Le shutdown impliquerait aussi une suspension des paiements des administrations publiques à leurs fournisseurs. Beaucoup d’entreprises seraient en difficulté et pour certaines, l’emploi pourrait être compromis. Certaines faillites seraient même possibles si le shutdown durait longtemps. Tout cela aggraverait la diminution du produit intérieur brut.

Le shutdown compromettrait la disponibilité d’indicateurs statistiques absolument nécessaires pour guider les investisseurs sur les marchés financiers et la politique monétaire de la Fed.

Ensuite cette situation aurait aussi des effets indirects. Les taux d’intérêt sur les obligations publiques des Etats-Unis augmenteraient, car les investisseurs les considéreraient comme ayant un risque accru. Le shutdown montrerait en effet que la classe politique est trop divisée sur les questions budgétaires. Un shutdown renforcerait donc les craintes d’un défaut des Etats-Unis sur leurs obligations souveraines en 2025, parce qu’un accord sur le relèvement du plafond de la dette serait très difficile à obtenir d’ici décembre 2024. La hausse des taux d’intérêt sur la dette publique pourrait entraîner une hausse généralisée des taux des crédits et en particulier les taux des prêts hypothécaires, aggravant la crise de l’immobilier et donc la contraction du produit intérieur brut.
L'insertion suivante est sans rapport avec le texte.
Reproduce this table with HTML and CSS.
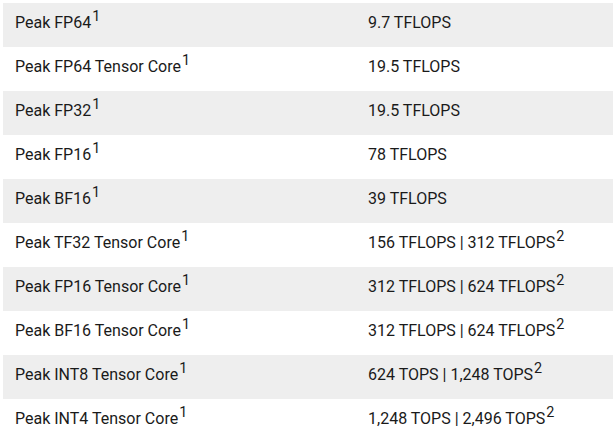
FILE: index.html
```html
<!DOCTYPE html>
<html>
<head>
<meta charset="utf-8">
<link rel="stylesheet" href="styles.css">
</head>
<body>
<div class="specs">
  <div class="row"><div class="label">Peak FP64<sup>1</sup></div><div class="value">9.7 TFLOPS</div></div>
  <div class="row"><div class="label">Peak FP64 Tensor Core<sup>1</sup></div><div class="value">19.5 TFLOPS</div></div>
  <div class="row"><div class="label">Peak FP32<sup>1</sup></div><div class="value">19.5 TFLOPS</div></div>
  <div class="row"><div class="label">Peak FP16<sup>1</sup></div><div class="value">78 TFLOPS</div></div>
  <div class="row"><div class="label">Peak BF16<sup>1</sup></div><div class="value">39 TFLOPS</div></div>
  <div class="row"><div class="label">Peak TF32 Tensor Core<sup>1</sup></div><div class="value">156 TFLOPS | 312 TFLOPS<sup>2</sup></div></div>
  <div class="row"><div class="label">Peak FP16 Tensor Core<sup>1</sup></div><div class="value">312 TFLOPS | 624 TFLOPS<sup>2</sup></div></div>
  <div class="row"><div class="label">Peak BF16 Tensor Core<sup>1</sup></div><div class="value">312 TFLOPS | 624 TFLOPS<sup>2</sup></div></div>
  <div class="row"><div class="label">Peak INT8 Tensor Core<sup>1</sup></div><div class="value">624 TOPS | 1,248 TOPS<sup>2</sup></div></div>
  <div class="row"><div class="label">Peak INT4 Tensor Core<sup>1</sup></div><div class="value">1,248 TOPS | 2,496 TOPS<sup>2</sup></div></div>
</div>
</body>
</html>
```
FILE: styles.css
```css
html, body {
  margin: 0;
  padding: 0;
  background: #fff;
}
body {
  padding: 3px 1px 0 3px;
  font-family: Roboto, "Liberation Sans", sans-serif;
  font-size: 16px;
  font-weight: 400;
  color: #1a1a1a;
}
.specs {
  display: flex;
  flex-direction: column;
}
.row {
  display: grid;
  grid-template-columns: 353px 1fr;
  height: 44px;
  align-items: center;
}
.row:nth-child(odd) {
  background: #eeeeee;
}
.label, .value {
  padding: 0 12px 5px;
  white-space: nowrap;
}
sup {
  font-size: 0.9em;
  line-height: 0;
  vertical-align: 0.5em;
  margin-left: 1px;
}
```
Des acheteurs immobiliers seraient empêchés d'obtenir leurs prêts à cause de l'indisponibilité de contrats d'assurance contre les inondations fournis par une administration publique. Cela déprimerait encore davantage le marché immobilier, et aggraverait l’impact négatif sur le produit intérieur brut.

Le shutdown compromettrait la disponibilité d’indicateurs statistiques absolument nécessaires pour guider les investisseurs sur les marchés financiers et la politique monétaire de la Fed. Une grande partie des statistiques est en effet produite par des organismes publics dont l’activité serait en pause, comme le Bureau of Labor Statistics ou le Census Bureau.

Les cours boursiers pourraient diminuer à cause de la hausse des taux d’intérêt, de la baisse d’activité et de l’opacité statistique induites par le shutdown.

La dégradation des perspectives de l’économie des Etats-Unis, due au shutdown, pourrait entraîner une dépréciation du dollar.

Le shutdown déprimerait la confiance des consommateurs, des gestionnaires d’entreprises et des investisseurs. La demande globale serait donc réduite.

Un shutdown aux Etats-Unis aurait aussi des conséquences internationales. La diminution d’activité aux Etats-Unis, même légère, entraînerait de moindres importations américaines qui affecteraient le produit intérieur brut d'autres pays. La hausse des taux d’intérêt aux Etats-Unis impliquerait une augmentation des taux ailleurs dans le monde. En Europe par exemple, cela pourrait déprimer les marchés boursiers, augmenter les charges de financement des déficits publics, et réduire la demande globale à cause de la hausse du coût du crédit. La hausse des taux augmenterait les risques de défaut d’agents surendettés, et donc de crise financière. Comme l’absence d’accord budgétaire compromettrait le financement du soutien des Etats-Unis à certains pays, les risques d’instabilité géopolitique augmenteraient, ce qui déprimerait l’investissement des entreprises, et intensifierait la décrue de la demande déjà affectée par l’inflation.